__Entries__.

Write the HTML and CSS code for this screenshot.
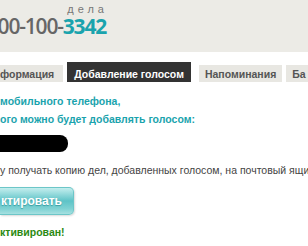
FILE: index.html
```html
<!DOCTYPE html>
<html lang="ru">
  <head>
    <meta charset="UTF-8" />
    <title>Добавление голосом</title>
    <link rel="stylesheet" href="styles.css">
  </head>
  <body>
    <div class="header">
      <div class="phone">
        <span class="phone-label">дела</span>
        <span class="phone-num">00-100-<b>3342</b></span>
      </div>
    </div>

    <div class="tabs">
      <div class="tab tab-first">формация</div>
      <div class="tab active">Добавление голосом</div>
      <div class="tab">Напоминания</div>
      <div class="tab tab-last">Ба</div>
    </div>

    <div class="content">
      <p class="hint">мобильного телефона,</p>
      <p class="hint">ого можно будет добавлять голосом:</p>
      <div class="redacted"></div>
      <p class="note">у получать копию дел, добавленных голосом, на почтовый ящик</p>
      <button class="btn" type="button">ктировать</button>
      <p class="status">ктивирован!</p>
    </div>
  </body>
</html>
```

FILE: styles.css
```css
body {
  margin: 0;
  padding: 0;
  width: 308px;
  height: 246px;
  overflow: hidden;
  background-color: #fff;
  font-family: "Liberation Sans", Arial, sans-serif;
}
.header {
  background-color: #ecebe6;
  height: 52px;
}
.phone {
  display: flex;
  flex-direction: column;
  align-items: flex-end;
  width: 106px;
  padding-top: 3px;
}
.phone-label {
  font-size: 11px;
  letter-spacing: 4px;
  color: #777;
  line-height: 12px;
  margin-right: -2px;
}
.phone-num {
  font-family: "Open Sans", sans-serif;
  font-size: 21px;
  font-weight: 600;
  letter-spacing: -1.2px;
  color: #666;
  line-height: 21px;
  margin-top: 1px;
  white-space: nowrap;
}
.phone-num b {
  color: #1aa3ad;
  font-weight: 700;
}
.tabs {
  display: flex;
  align-items: flex-end;
  gap: 4px;
  height: 30px;
  white-space: nowrap;
}
.tab {
  flex: none;
  background-color: #e8e7e2;
  color: #555;
  font-size: 10.5px;
  font-weight: bold;
  padding: 0 6px;
  height: 17px;
  line-height: 18px;
}
.tab-first {
  padding-left: 0;
  padding-right: 9px;
}
.active {
  background-color: #333;
  color: #fff;
  height: 20px;
  line-height: 24px;
  padding: 0 7px;
  margin-right: 4px;
}
.content {
  padding-top: 10px;
}
.hint {
  margin: 0;
  font-size: 10.5px;
  font-weight: bold;
  color: #1aa3ad;
  line-height: 18px;
  white-space: nowrap;
}
.redacted {
  width: 68px;
  height: 17px;
  background-color: #000;
  border-radius: 0 8px 8px 0;
  margin-top: 7px;
}
.note {
  margin: 9px 0 0;
  font-size: 10.5px;
  color: #444;
  line-height: 18px;
  white-space: nowrap;
}
.btn {
  display: block;
  margin-top: 8px;
  width: 74px;
  height: 28px;
  border: 1px solid #6cc6c8;
  border-left: none;
  border-radius: 0 5px 5px 0;
  background: linear-gradient(#c4eeee, #5ec3c7 50%, #7fd2d3 80%, #a6e0e0);
  box-shadow: 1px 1px 2px rgba(0, 0, 0, 0.15);
  color: #fff;
  font-family: "Liberation Sans", Arial, sans-serif;
  font-size: 12px;
  font-weight: bold;
  text-align: right;
  padding: 0 11px 0 0;
  text-shadow: 0 1px 1px #3a9ea2;
}
.status {
  margin: 8px 0 0;
  font-size: 10.5px;
  font-weight: bold;
  color: #2b8a12;
  line-height: 18px;
}
```
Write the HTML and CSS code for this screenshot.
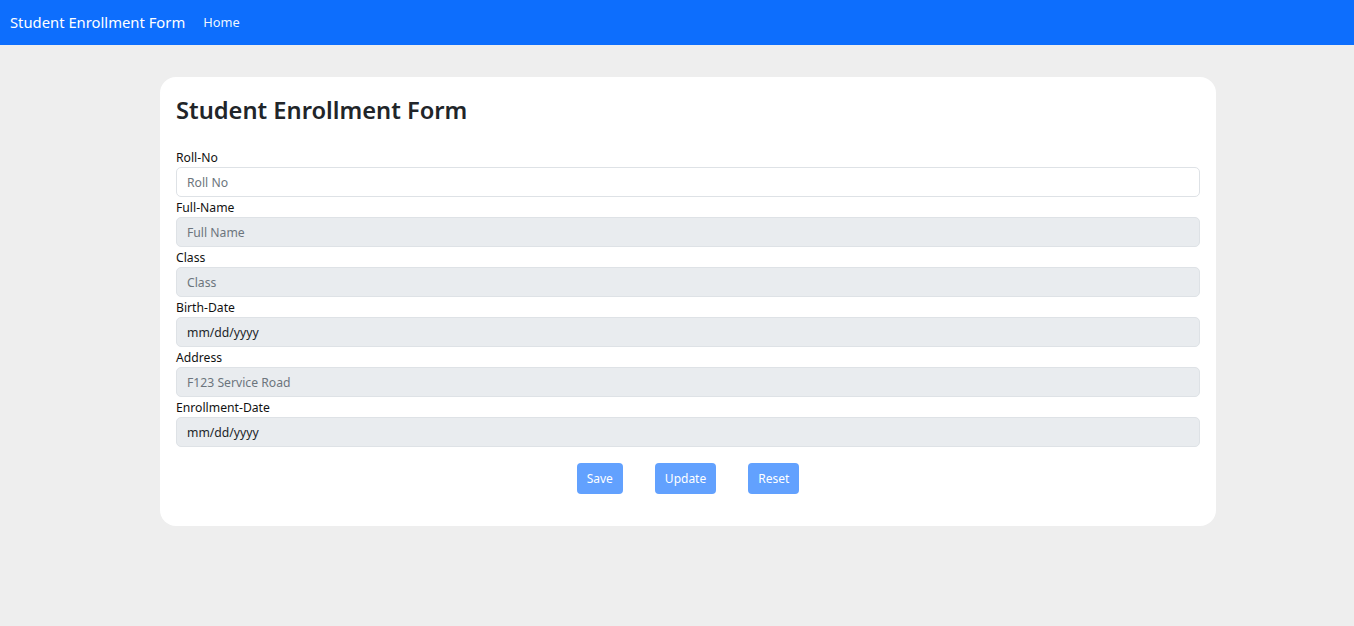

__Description of the task__.
Repeat the records in full, exactly as they appear, without the pictures.

__Answer to the exercise__.
Write the HTML and CSS code for this screenshot.
FILE: index.html
```html
<!DOCTYPE html>
<html lang="ru">
  <head>
    <meta charset="UTF-8" />
    <title>Добавление голосом</title>
    <link rel="stylesheet" href="styles.css">
  </head>
  <body>
    <div class="header">
      <div class="phone">
        <span class="phone-label">дела</span>
        <span class="phone-num">00-100-<b>3342</b></span>
      </div>
    </div>

    <div class="tabs">
      <div class="tab tab-first">формация</div>
      <div class="tab active">Добавление голосом</div>
      <div class="tab">Напоминания</div>
      <div class="tab tab-last">Ба</div>
    </div>

    <div class="content">
      <p class="hint">мобильного телефона,</p>
      <p class="hint">ого можно будет добавлять голосом:</p>
      <div class="redacted"></div>
      <p class="note">у получать копию дел, добавленных голосом, на почтовый ящик</p>
      <button class="btn" type="button">ктировать</button>
      <p class="status">ктивирован!</p>
    </div>
  </body>
</html>
```

FILE: styles.css
```css
body {
  margin: 0;
  padding: 0;
  width: 308px;
  height: 246px;
  overflow: hidden;
  background-color: #fff;
  font-family: "Liberation Sans", Arial, sans-serif;
}
.header {
  background-color: #ecebe6;
  height: 52px;
}
.phone {
  display: flex;
  flex-direction: column;
  align-items: flex-end;
  width: 106px;
  padding-top: 3px;
}
.phone-label {
  font-size: 11px;
  letter-spacing: 4px;
  color: #777;
  line-height: 12px;
  margin-right: -2px;
}
.phone-num {
  font-family: "Open Sans", sans-serif;
  font-size: 21px;
  font-weight: 600;
  letter-spacing: -1.2px;
  color: #666;
  line-height: 21px;
  margin-top: 1px;
  white-space: nowrap;
}
.phone-num b {
  color: #1aa3ad;
  font-weight: 700;
}
.tabs {
  display: flex;
  align-items: flex-end;
  gap: 4px;
  height: 30px;
  white-space: nowrap;
}
.tab {
  flex: none;
  background-color: #e8e7e2;
  color: #555;
  font-size: 10.5px;
  font-weight: bold;
  padding: 0 6px;
  height: 17px;
  line-height: 18px;
}
.tab-first {
  padding-left: 0;
  padding-right: 9px;
}
.active {
  background-color: #333;
  color: #fff;
  height: 20px;
  line-height: 24px;
  padding: 0 7px;
  margin-right: 4px;
}
.content {
  padding-top: 10px;
}
.hint {
  margin: 0;
  font-size: 10.5px;
  font-weight: bold;
  color: #1aa3ad;
  line-height: 18px;
  white-space: nowrap;
}
.redacted {
  width: 68px;
  height: 17px;
  background-color: #000;
  border-radius: 0 8px 8px 0;
  margin-top: 7px;
}
.note {
  margin: 9px 0 0;
  font-size: 10.5px;
  color: #444;
  line-height: 18px;
  white-space: nowrap;
}
.btn {
  display: block;
  margin-top: 8px;
  width: 74px;
  height: 28px;
  border: 1px solid #6cc6c8;
  border-left: none;
  border-radius: 0 5px 5px 0;
  background: linear-gradient(#c4eeee, #5ec3c7 50%, #7fd2d3 80%, #a6e0e0);
  box-shadow: 1px 1px 2px rgba(0, 0, 0, 0.15);
  color: #fff;
  font-family: "Liberation Sans", Arial, sans-serif;
  font-size: 12px;
  font-weight: bold;
  text-align: right;
  padding: 0 11px 0 0;
  text-shadow: 0 1px 1px #3a9ea2;
}
.status {
  margin: 8px 0 0;
  font-size: 10.5px;
  font-weight: bold;
  color: #2b8a12;
  line-height: 18px;
}
```
Write the HTML and CSS code for this screenshot.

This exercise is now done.